The discipline of redeployment is needed in spades when it comes to your personal time. When I started on this software study, I had to take the time I spent on it away from other things. In other words, I had to be the “production planner” of my own time and had to reallocate the way I spent time at work. This brought with it its own difficulties because people who were accustomed to seeing me periodically no longer saw me as often as they used to. They started asking questions like, “Does this mean you no longer care about what we do?” I placated them as best I could, I reassigned tasks among other managers and, after a while, people accepted this as well as many other changes as being part of Intel’s new direction.
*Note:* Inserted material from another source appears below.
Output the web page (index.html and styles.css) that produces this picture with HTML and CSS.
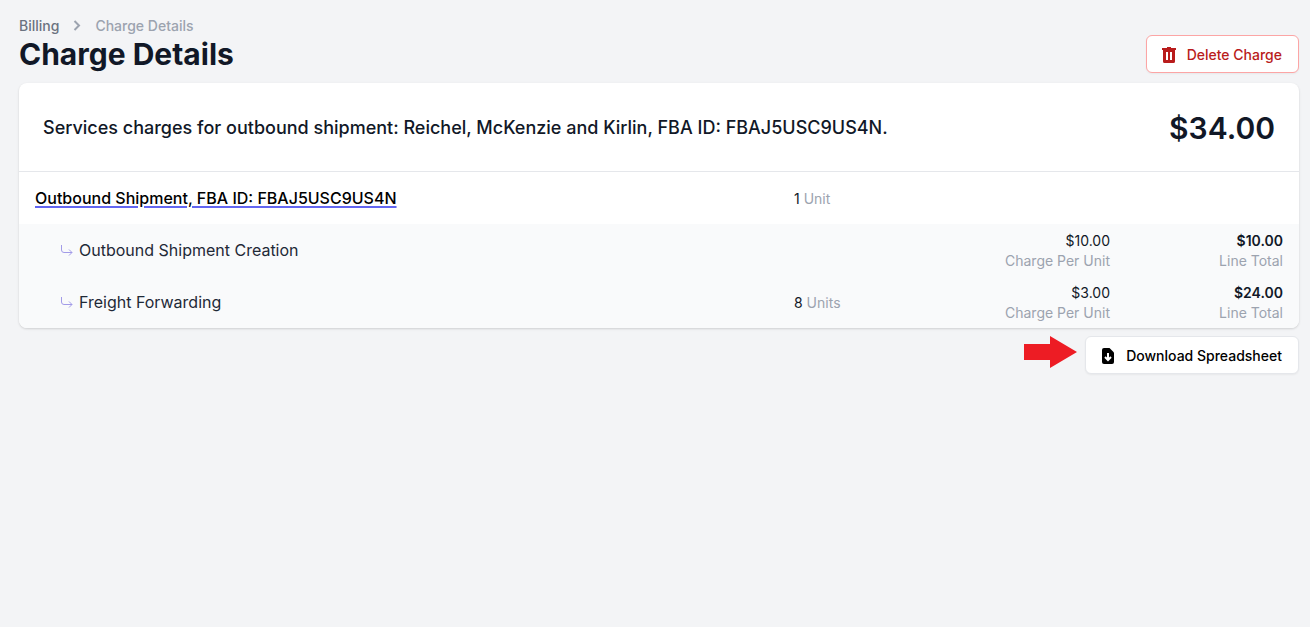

But it wasn’t easy for them or me.
The point is that redeploying resources sounds like such an innocuous term: it implies that you’re putting more attention and energy into something, which is wonderful, positive and encouraging. But the inevitable counterpart is that you’re subtracting from someplace else. You’re taking something away: production resources, managerial resources or your own time. A strategic transformation requires discipline and redeployment of all resources; without them, it turns out to be nothing more than an empty cliché.